Prepaid calling cards may seem like a great value, claiming to provide hundreds of minutes for a few dollars. However many phone cards are so rife with fees and service charges that they deliver far fewer minutes than advertised. Better Business Bureau offers advice on how to get the most out of a prepaid phone card while avoiding getting ripped off.
Prepaid phone cards are widely available at stores, newsstands, and online. Some cards are meant for one-time use and can be thrown away when the minutes are used up. Others can be recharged and have more minutes added by using a credit card. According to the Federal Trade Commission (FTC), prepaid phone cards are a $4 billion per year industry. However, a 2007 survey by the Hispanic Institute found that prepaid phone cards delivered only 60 percent of the minutes promised and that fraudulent phone cards were swindling people out of about $1 million every day.

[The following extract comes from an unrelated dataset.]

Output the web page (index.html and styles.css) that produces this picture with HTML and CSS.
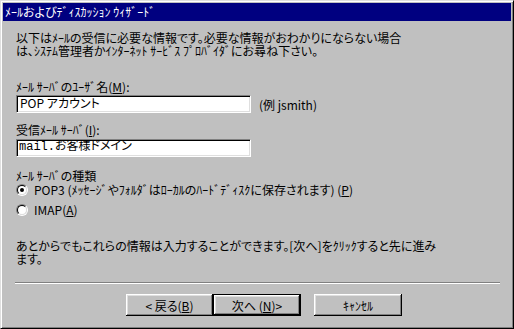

“Many people rely on prepaid phone cards as an inexpensive and easy way to stay in touch with loved ones here and in other countries,” said Steve Cox, BBB spokesperson. “Not all cards are created equal though, and many are deceiving customers with promises of hundreds of minutes that are ultimately whittled away by numerous and exorbitant fees.”
As part of a national crackdown on the prepaid phone card industry, the FTC has already gone after several companies for deceiving customers. Allegations against companies include lying about the amount of minutes available on cards and failing to disclose the cost of maintenance fees. In one example, a card from Diamond Phone Card, Inc., claimed to deliver 400 minutes to Mexico but provided only 106 minutes of calling time after fees and service charges were assessed.
BBB offers the following advice for getting the most for your money when buying a prepaid phone card:
• Read the disclosures about expiration dates, surcharges, maintenance fees and any fees that might vary based on where you are calling to and calling from.
• Find out the rates for both domestic and international calls. Be wary if the rates aren’t posted on the card or with associated advertising or displays.
• Compare rates, but don’t be immediately sold by a low rate. Very low rates may be enticing, but they should also serve as a red flag that the card may not deliver the number of promised minutes.
• The card should come in sealed packaging that has not been tampered with, or should have a personal identification number (PIN) that is not visible or revealed – make sure the protective coating covering PINs has not been scratched off. Cards and packaging that have been tampered with run the risk of having had the identification numbers stolen and used before a buyer can use the card.
• Always check out the phone card company with BBB first at bbb.org to make sure it has a good reputation for satisfying customers.